К середине 1983 года кокаиновые магнаты царили, ни от кого не таясь, и были поэтому достаточно уязвимы. Эскобар, Хорхе Очоа с чадами и домочадцами и Карлос Ледер заправляли наркобизнесом, признавая лишь свои собственные законы. Благодаря тугим кошелькам они позабыли, что есть в Колумбии и честные люди, которым их черные дела ненавистны.
Да и немудрено позабыть о миллионах соотечественников, если ты — Пабло Эскобар, «земляк Робин Гуд», если о твоих социальных прожектах вроде «Медельина без трущоб» непрерывно трезвонят газеты. К концу года первые двести бедняцких семей въедут в «Посёлок Пабло Эскобара». Ходят слухи, что состояние Эскобара оценивается в сумму от 2 до 5 миллиардов долларов. Для любого медельинца он — дон Пабло. Такому все с рук сойдет.
Эскобару даже удалось привлечь на свою сторону духовенство — Римскую католическую церковь. В 1983 году медельинские святые отцы, преподобные Элиас Лопера и Эрнан Куартас, сопровождали Эскобара в обществе, входили в совет директоров «беструщобного Медельина» и от имени церкви благословляли Эскобара на все «добрые дела».

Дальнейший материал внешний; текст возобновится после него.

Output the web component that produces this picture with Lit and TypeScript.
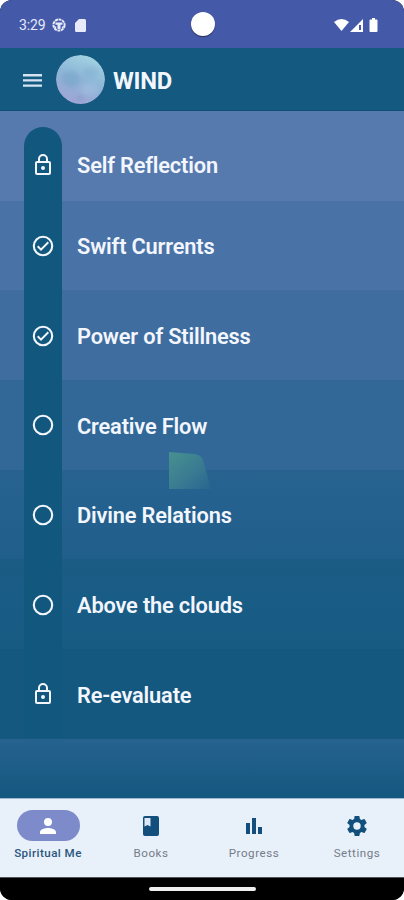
import { LitElement, html, css, svg } from "lit";
import { customElement } from "lit/decorators.js";
import { classMap } from "lit/directives/class-map.js";

const lock = svg`<path d="M18 8h-1V6A5 5 0 0 0 7 6v2H6a2 2 0 0 0-2 2v10a2 2 0 0 0 2 2h12a2 2 0 0 0 2-2V10a2 2 0 0 0-2-2zM9 6a3 3 0 0 1 6 0v2H9V6zm9 14H6V10h12v10zm-6-3a2 2 0 1 0 0-4 2 2 0 0 0 0 4z"/>`;
const ring = svg`<circle cx="12" cy="12" r="9.200" fill="none" stroke="currentColor" stroke-width="2.100"/>`;
const check = svg`${ring}<path d="M16.600 7.600 10 14.200l-2.600-2.600L6 13l4 4 8-8z"/>`;

const steps = [
  { title: "Self Reflection", icon: lock, row: "r1" },
  { title: "Swift Currents", icon: check, row: "r2" },
  { title: "Power of Stillness", icon: check, row: "r3" },
  { title: "Creative Flow", icon: ring, row: "r4" },
  { title: "Divine Relations", icon: ring, row: "r5" },
  { title: "Above the clouds", icon: ring, row: "r6" },
  { title: "Re-evaluate", icon: lock, row: "r7" },
];

const tabs = [
  { label: "Spiritual Me", active: true, icon: svg`<path d="M12 12a4 4 0 1 0 0-8 4 4 0 0 0 0 8zm0 2c-2.700 0-8 1.300-8 4v2h16v-2c0-2.700-5.300-4-8-4z"/>` },
  { label: "Books", active: false, icon: svg`<path d="M18 2H6a2 2 0 0 0-2 2v16a2 2 0 0 0 2 2h12a2 2 0 0 0 2-2V4a2 2 0 0 0-2-2z"/><path fill="#dce8f6" d="M5.500 4h6v8.500l-3-1.500-3 1.500z"/>` },
  { label: "Progress", active: false, icon: svg`<path d="M4 9h4v11H4zm6-5h4v16h-4zm6 9h4v7h-4z"/>` },
  { label: "Settings", active: false, icon: svg`<path d="M19.430 12.980c.04-.32.07-.64.07-.98s-.03-.66-.07-.98l2.110-1.650c.19-.15.24-.42.12-.64l-2-3.460c-.12-.22-.39-.3-.61-.22l-2.490 1c-.52-.4-1.080-.73-1.690-.98l-.38-2.650A.49.49 0 0 0 14 2h-4c-.25 0-.46.18-.49.42l-.38 2.650c-.61.25-1.170.59-1.690.98l-2.490-1c-.23-.09-.49 0-.61.22l-2 3.460c-.13.22-.07.49.12.64l2.110 1.650c-.04.32-.07.65-.07.98s.03.66.07.98l-2.110 1.650c-.19.15-.24.42-.12.64l2 3.460c.12.22.39.3.61.22l2.490-1c.52.4 1.080.73 1.690.98l.38 2.650c.03.24.24.42.49.42h4c.25 0 .46-.18.49-.42l.38-2.650c.61-.25 1.170-.59 1.690-.98l2.490 1c.23.09.49 0 .61-.22l2-3.460c.12-.22.07-.49-.12-.64zM12 15.700a3.700 3.700 0 1 1 0-7.400 3.700 3.700 0 0 1 0 7.400z"/>` },
];

@customElement("app-root")
export class AppRoot extends LitElement {
  static styles = css`
    :host { display: block; width: 404px; height: 900px; background: #fff; font-family: Roboto, sans-serif; }
    .phone { height: 900px; display: flex; flex-direction: column; border-radius: 12px; overflow: hidden; background: #000; }
    svg { display: block; fill: currentColor; flex: none; }
    .status { height: 48px; box-sizing: border-box; background: #4459a8; color: #e6eafa; display: grid; grid-template-columns: 172px 24px 1fr; align-items: center; padding: 0 26px 0 19px; }
    .left, .right { display: flex; align-items: center; padding-top: 2px; }
    .time { font-size: 14px; line-height: 16px; width: 27px; letter-spacing: -0.1px; margin-right: 6px; white-space: nowrap; }
    .sd { margin-left: 9px; }
    .camera { width: 24px; height: 24px; border-radius: 50%; background: #fff; box-shadow: 0 1px 1px #252e5a; }
    .right { justify-content: flex-end; color: #fff; }
    .wifi { margin-right: 1px; }
    .battery { margin-left: 6px; }
    .bar { height: 63px; box-sizing: border-box; background: #14597f; border-bottom: 1px solid #0d5076; display: flex; align-items: center; padding-left: 23px; color: #f2f6fd; }
    .menu { color: #d4e4f2; margin: 2px 14px 0 0; }
    .moon { border-radius: 50%; margin-right: 8px; }
    .title { font-size: 23.800px; font-weight: 700; line-height: 28px; padding-top: 4px; letter-spacing: -0.3px; }
    .body { flex: none; height: 687px; display: grid; background: linear-gradient(#5579af 627px, #26638f 628px, #14577f 686px); }
    .rows { grid-area: 1 / 1; }
    .row { height: 89.670px; box-sizing: border-box; display: grid; grid-template-columns: 38px 1fr; column-gap: 15px; align-items: center; padding: 1px 0 0 24px; color: #f3f6fd; }
    .row svg { justify-self: center; z-index: 2; }
    .name { font-size: 21.800px; line-height: 28px; font-weight: 600; white-space: nowrap; letter-spacing: -0.17px; padding-top: 3px; z-index: 2; }
    .r1 { padding-top: 18px; background: #577aae; }
    .r2 { background: #4972a7; }
    .r3 { background: #3f6d9f; }
    .r4 { background: #316897; }
    .r5 { background: linear-gradient(#286390, #205e8b); }
    .r6 { background: linear-gradient(#1b5b84, #195c86 40%, #175a82); }
    .r7 { background: #15587f; }
    .rail { grid-area: 1 / 1; width: 38px; height: 611px; margin: 16px 0 0 24px; border-radius: 19px 19px 0 0; background: #12577e; z-index: 1; }
    .leaf { grid-area: 1 / 1; margin: 341px 0 0 169px; z-index: 1; }
    .nav { height: 79px; background: #e8f0fa; border-top: 1px solid #9eb9cf; box-sizing: border-box; display: flex; padding: 11px 0 0; }
    .tab { flex: none; width: 103px; display: flex; flex-direction: column; align-items: center; color: #124f7d; }
    .tab:first-child { width: 96px; }
    .tab:nth-child(2) { width: 110px; }
    .tab:nth-child(3) { width: 96px; }
    .tab:nth-child(4) { width: 110px; }
    .pill { width: 63px; height: 31px; display: grid; place-items: center; border-radius: 16px; }
    .label { font-size: 11.600px; line-height: 14px; margin-top: 5px; color: #757c88; letter-spacing: 0.55px; font-weight: 400; white-space: nowrap; }
    .active .pill { background: #7d8bcb; color: #fff; }
    .active .label { color: #2a557d; font-weight: 500; letter-spacing: 0.45px; }
    .home { height: 23px; background: #000; display: flex; align-items: center; justify-content: center; border-top: 1px solid #555; box-sizing: border-box; }
    .handle { width: 107px; height: 4px; border-radius: 2px; background: #eee; }
  `;

  render() {
    return html`
      <div class="phone">
        <div class="status">
          <div class="left">
            <span class="time">3:29</span>
            <svg width="14" height="14" viewBox="0 0 14 14"><circle cx="7" cy="7" r="5.600" fill="none" stroke="currentColor" stroke-width="2" stroke-dasharray="3 .6"/><path d="M3.500 4.500h7v2.200h-2V11h-3V6.700h-2zM1.500 8l3 .8-1 2.200zM12.500 8l-3 .8 1 2.200z"/></svg>
            <svg class="sd" width="11" height="13" viewBox="0 0 11 13"><path d="M4 0h5.500A1.500 1.500 0 0 1 11 1.500v10A1.500 1.500 0 0 1 9.500 13h-8A1.500 1.500 0 0 1 0 11.500V4z"/></svg>
          </div>
          <div class="camera"></div>
          <div class="right">
            <svg class="wifi" width="15" height="12" viewBox="0 0 15 12"><path d="M0 3Q7.500-3 15 3L7.500 12z"/></svg>
            <svg width="13" height="13" viewBox="0 0 13 13"><path fill-rule="evenodd" d="M13 0v13H0zM9 6v5h2V6z"/></svg>
            <svg class="battery" width="9" height="14" viewBox="0 0 8 14"><path d="M2.500 0h3v1.500H7a1 1 0 0 1 1 1V13a1 1 0 0 1-1 1H1a1 1 0 0 1-1-1V2.500a1 1 0 0 1 1-1h1.500z"/></svg>
          </div>
        </div>
        <div class="bar">
          <svg class="menu" width="19" height="13" viewBox="0 0 19 13"><path d="M0 0h19v2.400H0zm0 5.200h19v2.400H0zm0 5.200h19v2.400H0z"/></svg>
          <svg class="moon" width="49" height="49" viewBox="0 0 49 49">
            <defs>
              <linearGradient id="sky" x1="0.7" y1="0" x2="0.3" y2="1"><stop offset="0" stop-color="#a3d3e3"/><stop offset="0.5" stop-color="#8db4d6"/><stop offset="1" stop-color="#a0a5d6"/></linearGradient>
              <filter id="soft"><feGaussianBlur stdDeviation="2"/></filter>
            </defs>
            <circle cx="24.500" cy="24.500" r="24.500" fill="url(#sky)"/>
            <g filter="url(#soft)">
              <ellipse cx="15" cy="24" rx="9" ry="8" fill="#6b9dc3" opacity="0.4"/>
              <ellipse cx="35" cy="17" rx="8" ry="6" fill="#74a7c8" opacity="0.3"/>
              <ellipse cx="34" cy="34" rx="9" ry="6" fill="#a9c9e5" opacity="0.4"/>
              <ellipse cx="24" cy="43" rx="4" ry="2" fill="#828cc1" opacity="0.5"/>
            </g>
          </svg>
          <div class="title">WIND</div>
        </div>
        <div class="body">
          <div class="rows">
            ${steps.map((s) => html`
              <div class="row ${s.row}">
                <svg width="24" height="24" viewBox="0 0 24 24">${s.icon}</svg>
                <div class="name">${s.title}</div>
              </div>`)}
          </div>
          <div class="rail"></div>
          <svg class="leaf" width="43" height="38" viewBox="0 0 43 38">
            <defs><linearGradient id="leaf" x1="0" y1="0" x2="1" y2="1"><stop offset="0" stop-color="#47918f"/><stop offset="0.55" stop-color="#3a7b92"/><stop offset="1" stop-color="#286590"/></linearGradient></defs>
            <path fill="url(#leaf)" d="M0 0 26 2Q32 3 34 8L42 37H0z"/>
          </svg>
        </div>
        <div class="nav">
          ${tabs.map((t) => html`
            <div class=${classMap({ tab: true, active: t.active })}>
              <div class="pill"><svg width="24" height="24" viewBox="0 0 24 24">${t.icon}</svg></div>
              <div class="label">${t.label}</div>
            </div>`)}
        </div>
        <div class="home"><div class="handle"></div></div>
      </div>`;
  }
}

В нерабочее время Эскобар радушно принимал гостей в каком–нибудь из многочисленных поместий. Предпочитал он асьенду «Наполес», занимавшую почти 300 гектаров в Пуэрто—Триунфо, в ста тридцати километрах южнее Медельина. Эскобар украсил поместье искусственными озерами, проложил дороги, построил аэропорт. И выпустил на эти бескрайние просторы около двухсот редких животных со всех концов света — верблюдов, жирафов, бизона, лам, бегемотов, пару черных какаду — по 14 000 долларов каждый, — кенгуру, умевшего играть в футбол, и слона, запускавшего хобот в машины — за гостинцами. Въезд на асьенду «Наполес» представлял собою бетонные ворота, увенчанные моделью того самолета, который перевез первую эскобарову партию кокаина. А в главном доме, где размещалось на ночлег до сотни людей, были и биллиардные столы, и бассейн, и вурлицеровские музыкальные автоматы.